National Action Plan on Climate Change (NAPCC)

  • As a part of the NAPCC, the Indian government had launched 8 missions on focused areas. They are:
  • National Solar Mission
  • National Mission for Enhanced Energy Efficiency
  • National Mission on Sustainable Habitat
  • National Water Mission
  • National Mission for Sustaining the Himalayan Ecosystem
  • National Mission for a “Green India” Goals
  • National Mission for Sustainable Agriculture
  • National Mission on Strategic Knowledge for Climate Change

National Action Programme to Combat Desertification:

  • India is one of the parties of UNCCD.
  • The Ministry of Environment, Forest and Climate Change is the National Coordination Agency for the implementation of the UNCCD at the national level.
  • India has framed the 20-year comprehensive National Action Programme (NAP) to address the problem of desertification within the nation. The objectives include:
  • Drought management, preparedness, and mitigation
  • Development based on a community approach
  • Promote the improvement of local communities’ quality of life
  • Promote awareness
  • Promote suitable research and development initiatives and interventions.
  • Promoting self-governance to empower local communities so that they can deal with issues pertaining to climate change.

India in the international forums on climate change:

  • India is currently setting up voluntary targets in the international forums to commit itself to the mission to combat climate change. It is also playing a major role in climate change mitigation.
  • India’s proactive role in mitigating climate change is due to the domestic compulsion of tackling issues like the need for poverty eradication, food and nutritional security, universalization of health and education, water security, sustainable energy, employment
  • India is of the opinion that the developing countries’ need for inclusive growth, sustainable development, poverty eradication and universal access to energy must be made the fundamental differentiation between them and the developed nations.
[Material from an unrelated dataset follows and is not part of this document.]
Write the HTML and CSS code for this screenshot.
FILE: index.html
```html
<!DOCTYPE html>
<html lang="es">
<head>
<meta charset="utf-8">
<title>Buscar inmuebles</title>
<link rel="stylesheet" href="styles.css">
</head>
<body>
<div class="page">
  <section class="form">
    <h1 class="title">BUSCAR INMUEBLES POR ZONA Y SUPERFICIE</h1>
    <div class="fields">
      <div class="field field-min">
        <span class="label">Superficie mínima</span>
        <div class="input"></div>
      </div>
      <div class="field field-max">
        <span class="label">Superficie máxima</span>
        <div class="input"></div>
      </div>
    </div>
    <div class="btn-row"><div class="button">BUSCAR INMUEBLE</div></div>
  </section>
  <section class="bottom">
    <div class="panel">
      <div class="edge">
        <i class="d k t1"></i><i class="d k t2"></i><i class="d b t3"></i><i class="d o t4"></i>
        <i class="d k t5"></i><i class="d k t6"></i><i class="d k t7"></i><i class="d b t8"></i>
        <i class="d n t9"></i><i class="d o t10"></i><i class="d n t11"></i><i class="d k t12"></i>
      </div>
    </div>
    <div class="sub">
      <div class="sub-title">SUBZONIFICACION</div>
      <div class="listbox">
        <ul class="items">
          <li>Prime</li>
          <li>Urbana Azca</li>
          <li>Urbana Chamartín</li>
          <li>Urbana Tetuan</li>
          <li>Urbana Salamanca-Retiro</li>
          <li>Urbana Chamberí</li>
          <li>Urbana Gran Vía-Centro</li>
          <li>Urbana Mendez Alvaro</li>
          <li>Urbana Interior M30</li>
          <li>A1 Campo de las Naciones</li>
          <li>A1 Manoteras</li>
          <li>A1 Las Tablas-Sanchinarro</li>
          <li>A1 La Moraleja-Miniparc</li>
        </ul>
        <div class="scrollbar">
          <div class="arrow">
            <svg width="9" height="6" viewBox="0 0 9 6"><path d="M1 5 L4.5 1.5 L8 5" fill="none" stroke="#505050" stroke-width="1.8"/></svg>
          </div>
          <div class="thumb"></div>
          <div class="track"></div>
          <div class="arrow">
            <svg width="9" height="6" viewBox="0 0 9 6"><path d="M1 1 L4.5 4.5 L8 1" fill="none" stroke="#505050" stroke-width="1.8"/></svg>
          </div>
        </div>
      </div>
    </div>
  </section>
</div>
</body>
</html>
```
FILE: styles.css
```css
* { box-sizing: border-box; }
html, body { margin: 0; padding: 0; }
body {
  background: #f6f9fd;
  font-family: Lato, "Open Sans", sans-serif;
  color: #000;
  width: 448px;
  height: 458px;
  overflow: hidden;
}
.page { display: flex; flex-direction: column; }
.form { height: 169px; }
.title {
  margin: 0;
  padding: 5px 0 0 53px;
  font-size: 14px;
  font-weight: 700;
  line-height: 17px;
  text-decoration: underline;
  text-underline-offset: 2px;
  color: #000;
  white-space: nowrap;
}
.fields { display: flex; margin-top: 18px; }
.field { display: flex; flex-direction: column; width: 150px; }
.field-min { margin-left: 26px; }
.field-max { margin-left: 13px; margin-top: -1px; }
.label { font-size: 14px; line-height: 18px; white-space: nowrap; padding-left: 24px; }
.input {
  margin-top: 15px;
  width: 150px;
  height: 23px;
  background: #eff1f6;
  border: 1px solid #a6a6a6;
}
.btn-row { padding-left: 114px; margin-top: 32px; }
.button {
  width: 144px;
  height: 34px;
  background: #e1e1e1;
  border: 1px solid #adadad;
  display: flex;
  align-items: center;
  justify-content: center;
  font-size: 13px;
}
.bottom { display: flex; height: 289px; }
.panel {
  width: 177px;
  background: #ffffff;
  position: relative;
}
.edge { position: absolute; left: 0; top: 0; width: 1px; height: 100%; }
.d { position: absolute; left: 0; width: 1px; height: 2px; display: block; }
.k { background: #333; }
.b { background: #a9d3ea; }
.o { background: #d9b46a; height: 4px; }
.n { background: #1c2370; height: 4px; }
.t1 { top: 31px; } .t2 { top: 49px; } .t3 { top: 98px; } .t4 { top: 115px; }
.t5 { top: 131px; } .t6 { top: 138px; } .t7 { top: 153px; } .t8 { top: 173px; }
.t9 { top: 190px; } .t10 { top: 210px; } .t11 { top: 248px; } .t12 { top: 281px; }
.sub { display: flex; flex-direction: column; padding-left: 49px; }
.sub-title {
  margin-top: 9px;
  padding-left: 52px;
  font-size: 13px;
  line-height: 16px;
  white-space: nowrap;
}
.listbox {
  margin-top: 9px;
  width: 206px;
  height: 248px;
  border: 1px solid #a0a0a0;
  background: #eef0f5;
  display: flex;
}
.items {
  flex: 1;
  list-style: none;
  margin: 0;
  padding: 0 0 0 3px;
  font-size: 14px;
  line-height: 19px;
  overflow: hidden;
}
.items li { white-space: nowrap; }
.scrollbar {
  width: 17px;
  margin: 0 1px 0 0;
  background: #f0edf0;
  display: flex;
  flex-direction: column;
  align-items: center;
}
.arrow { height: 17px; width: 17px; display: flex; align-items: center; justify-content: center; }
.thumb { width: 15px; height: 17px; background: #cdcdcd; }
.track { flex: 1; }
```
Currently, the Conventions recognise that the historical emissions of the developed nations as the basis for differentiation between the developed and developing nations.
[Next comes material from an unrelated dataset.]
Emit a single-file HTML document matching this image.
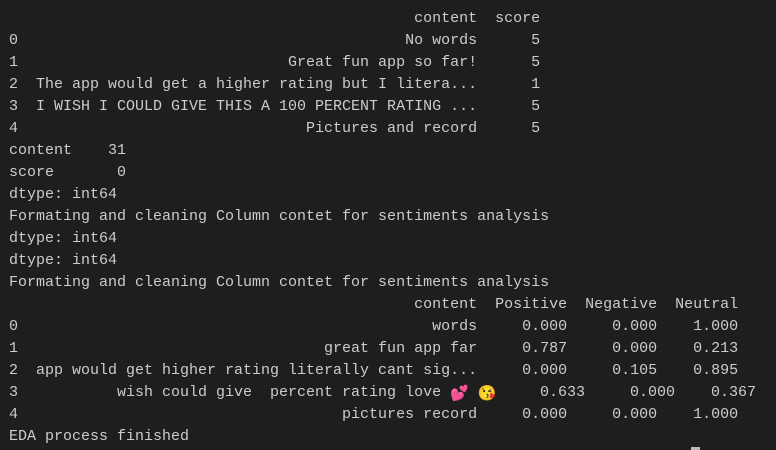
<!DOCTYPE html>
<html><head><meta charset="utf-8"><style>
html,body{margin:0;padding:0;background:#1e1e1e;width:776px;height:450px;overflow:hidden}
#t{position:absolute;left:9px;top:8px;font-family:"Liberation Mono",monospace;font-size:15px;line-height:22px;color:#cccccc;white-space:pre}
.l{height:22px;position:relative;overflow:visible}
.a{position:absolute;top:0}
.e{font-family:"Noto Color Emoji","DejaVu Sans",sans-serif;font-size:15px;line-height:15px;display:inline-block;vertical-align:-2px}
#cur{position:absolute;left:691px;top:447px;width:9px;height:3px;background:#bbbbbb}
</style></head><body>
<div id="t"><div class="l">                                             content  score</div><div class="l">0                                           No words      5</div><div class="l">1                              Great fun app so far!      5</div><div class="l">2  The app would get a higher rating but I litera...      1</div><div class="l">3  I WISH I COULD GIVE THIS A 100 PERCENT RATING ...      5</div><div class="l">4                                Pictures and record      5</div><div class="l">content    31</div><div class="l">score       0</div><div class="l">dtype: int64</div><div class="l">Formating and cleaning Column contet for sentiments analysis</div><div class="l">dtype: int64</div><div class="l">dtype: int64</div><div class="l">Formating and cleaning Column contet for sentiments analysis</div><div class="l">                                             content  Positive  Negative  Neutral</div><div class="l">0                                              words     0.000     0.000    1.000</div><div class="l">1                                  great fun app far     0.787     0.000    0.213</div><div class="l">2  app would get higher rating literally cant sig...     0.000     0.105    0.895</div><div class="l">3           wish could give  percent rating love <span class="e" style="color:#e8336b">💕</span> <span class="e">😘</span><span class="a" style="left:531px">0.633</span><span class="a" style="left:621px">0.000</span><span class="a" style="left:702px">0.367</span></div><div class="l">4                                    pictures record     0.000     0.000    1.000</div><div class="l">EDA process finished</div></div>
<div id="cur"></div>
</body></html>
What is stopping us from mitigating climate change?

The numerous decision-making barriers that currently exist are preventing the desired level of adaptation. The 5th Assessment Report of the IPCC has comprehensively identified the economic barriers that are preventing government decision on adaption to climate change. They are:

  • Transitional costs: These are broadly divided into information and adjustment costs. The former refers to the costs that occur while acquiring information and the latter are the costs for replacing the long-lived capital.
  • Market failures and missing markets: These include externalities, information asymmetries, and moral hazards. These cases are especially seen when one economic unit harms another unit. It also occurs when there aren’t sufficient incentives for the change.
  • Behaviour obstacles to adaption: Irrational decisions, social norms, and cultural factors also pose as obstacles to adaption decision making.
  • Ethical and distributional issues: These issues connect to the differences in vulnerability and adaptive capacity. Though sometimes a decision could ensure cost-effective and sustainable solutions, ethical constraints hinder these decisions.
  • Coordination, government failures and politics: Though the governments must ensure the removal of the aforementioned barriers, they themselves face similar barriers like limited knowledge or resources. Also, coordination among various departments, though important, is highly difficult to obtain. Politics on whether or not climate change is real is also preventing the governments from undertaking adaption decision-making.
  • Uncertainty is the largest barrier to adaptation as it expands to different dimensions like future developments of demographics, technologies and economics and the future of climate change.

Conclusion

Climate change is happening. This should be accepted and not politicised. International cooperation to address climate change is vital to mitigate the adverse impact. Additionally, mitigation must be complemented with climate change-related adaption since mitigation alone cannot address the adverse effects we are facing right now. An international level comprehensive plan of action is necessary for inclusive and sustainable growth of the global community.

Test yourself

Scientific consensus and public protests are doing little to motivate the governments’ policies towards climate change mitigation. Discuss. (250 Words)

Updates

  • Climate Change Performance Index 2022
    • The seventeenth edition of the Climate Change Performance Index 2022 was published on 10 November 2021. India ranked 10th while Denmark is the highest performing country in the index. The top ten nations in the index are– Denmark (4th position), Sweden (5th position), Norway (6th position), United Kingdom (7th position), Morocco (8th position), Chile (9th position), and India (10th position).
    • About CCPI
      • The Climate Change Performance Index (CCPI) is an annual report released by Germanwatch, Climate Action Network (CAN) and New Climate Institute since 2005.
      • CCPI is an independent tool that monitors the climate protection performance of about 60 countries and the European Union. These countries collectively produce around 90% of global greenhouse gas emissions.
      • It seeks to improve transparency in international climate politics and enables a comparison of climate protection initiatives and progress achieved by individual nations.
      • The report studies countries in 4 categories having 14 indicators – Greenhouse gas emissions (40% of total score), Renewable energy (20%), Energy use (20%) and Climate policy (20%).

  • 2022 was the fifth warmest year on record. Earth’s average surface temperature in 2022 effectively tied with 2015 as the fifth warmest on record, according to an analysis by NASA.
  • Arctic sea ice reached its annual minimum extent in September 2022, shrinking to an area of 4.67 million square kilometers (1.80 million square miles). This extends a long-term downward trend due to global warming.
  • New research on Antarctica doubles the previous estimates of loss from ice shelves. The study, published in the journal Nature, found that ice shelves in Antarctica are losing ice at an alarming rate, with some losing up to 100 meters of ice per year.
  • The Intergovernmental Panel on Climate Change (IPCC) released a report in March 2023 that warned that global warming is already having a significant impact on the planet. The report found that climate change is causing more extreme weather events, such as heat waves, droughts, floods, and wildfires. It also found that climate change is causing sea levels to rise, which is threatening coastal communities around the world.
  • Climate Action Tracker (CAT)
    • The Climate Action Tracker (CAT) is an independent scientific analysis that tracks government climate action and measures it against the globally agreed aim of holding warming well below 2°C, and pursuing efforts to limit warming to 1.5°C.

    • It is produced by two research organisations, Climate Analytics and NewClimate Institute.

    • In its most recent assessment, the CAT found that global emissions are on track to increase by 3.6% in 2022. This is far from the level of ambition needed to limit global warming to 1.5°C. The CAT also found that many countries are not on track to meet their Paris Agreement pledges.